Pseudoreplication: choose your data wisely

Many studies strive to collect more data through replication: by repeating their measurements with additional patients or samples, they can be more certain of their numbers and discover subtle relationships that aren’t obvious at first glance. We’ve seen the value of additional data for improving statistical power and detecting small differences. But what exactly counts as a replication?

Let’s return to a medical example. I have two groups of 100 patients taking different medications, and I seek to establish which medication lowers blood pressure more. I have each group take the medication for a month to allow it to take effect, and then I follow each group for ten days, each day testing their blood pressure. I now have ten data points per patient and 1,000 data points per group.

Brilliant! 1,000 data points is quite a lot, and I can fairly easily establish whether one group has lower blood pressure than the other. When I do calculations for statistical significance I find significant results very easily.

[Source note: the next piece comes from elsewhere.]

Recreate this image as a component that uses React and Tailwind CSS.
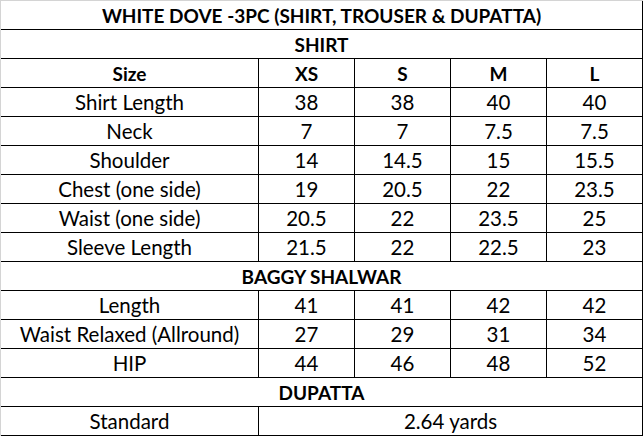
import React from 'react';

const shirtRows = [
  ['Shirt Length', '38', '38', '40', '40'],
  ['Neck', '7', '7', '7.5', '7.5'],
  ['Shoulder', '14', '14.5', '15', '15.5'],
  ['Chest (one side)', '19', '20.5', '22', '23.5'],
  ['Waist (one side)', '20.5', '22', '23.5', '25'],
  ['Sleeve Length', '21.5', '22', '22.5', '23'],
];

const shalwarRows = [
  ['Length', '41', '41', '42', '42'],
  ['Waist Relaxed (Allround)', '27', '29', '31', '34'],
  ['HIP', '44', '46', '48', '52'],
];

const SectionRow = ({ children }) => (
  <div className="flex h-[29px] items-center justify-center border-b border-r border-black text-[19px] font-bold">
    {children}
  </div>
);

const DataRow = ({ cells, bold }) => (
  <div className={`flex h-[29px] border-b border-black ${bold ? 'font-bold text-[19px]' : 'text-[20.5px]'}`}>
    <div className="w-[258px] flex items-center justify-center border-r border-black">{cells[0]}</div>
    {cells.slice(1).map((c, i) => (
      <div key={i} className="w-[96px] flex items-center justify-center border-r border-black">
        {c}
      </div>
    ))}
  </div>
);

const App = () => {
  return (
    <div
      className="w-[643px] h-[436px] bg-white text-black border-t border-l border-[#d4d4d4] leading-none overflow-hidden"
      style={{ fontFamily: 'Lato, "Liberation Sans", sans-serif' }}
    >
      <SectionRow>WHITE DOVE -3PC (SHIRT, TROUSER &amp; DUPATTA)</SectionRow>
      <SectionRow>SHIRT</SectionRow>
      <DataRow bold cells={['Size', 'XS', 'S', 'M', 'L']} />
      {shirtRows.map((r) => (
        <DataRow key={r[0]} cells={r} />
      ))}
      <SectionRow>BAGGY SHALWAR</SectionRow>
      {shalwarRows.map((r) => (
        <DataRow key={r[0]} cells={r} />
      ))}
      <SectionRow>DUPATTA</SectionRow>
      <div className="flex h-[29px] border-b border-black text-[20.5px]">
        <div className="w-[258px] flex items-center justify-center border-r border-black">Standard</div>
        <div className="w-[384px] flex items-center justify-center border-r border-black">2.64 yards</div>
      </div>
    </div>
  );
};

export default App;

But wait: we expect that taking a patient’s blood pressure ten times will yield ten very similar results. If one patient is genetically predisposed to low blood pressure, I have counted his genetics ten times. Had I collected data from 1,000 independent patients instead of repeatedly testing 100, I would be more confident that differences between groups came from the medicines and not from genetics and luck. I claimed a large sample size, giving me statistically significant results and high statistical power, but my claim is unjustified.

This problem is known as pseudoreplication, and it is quite common.38 After testing cells from a culture, a biologist might “replicate” his results by testing more cells from the same culture. Neuroscientists will test multiple neurons from the same animal, incorrectly claiming they have a large sample size because they tested hundreds of neurons from just two rats.

In statistical terms, pseudoreplication occurs when individual observations are heavily dependent on each other. Your measurement of a patient’s blood pressure will be highly related to his blood pressure yesterday, and your measurement of soil composition here will be highly correlated with your measurement five feet away. There are several ways to account for this dependence while performing your statistical analysis:

  1. Average the dependent data points. For example, average all the blood pressure measurements taken from a single person. This isn’t perfect, though; if you measured some patients more frequently than others, this won’t be reflected in the averaged number. You want a method that somehow counts measurements as more reliable as more are taken.
  2. Analyze each dependent data point separately. You could perform an analysis of every patient’s blood pressure on day 5, giving you only one data point per person. But be careful, because if you do this for every day, you’ll have problems with multiple comparisons, which we will discuss in the next chapter.
  3. Use a statistical model which accounts for the dependence, like a hierarchical model or random effects model.

It’s important to consider each approach before analyzing your data, as each method is suited to different situations. Pseudoreplication makes it easy to achieve significance, even though it gives you little additional information on the test subjects. Researchers must be careful not to artificially inflate their sample sizes when they retest samples.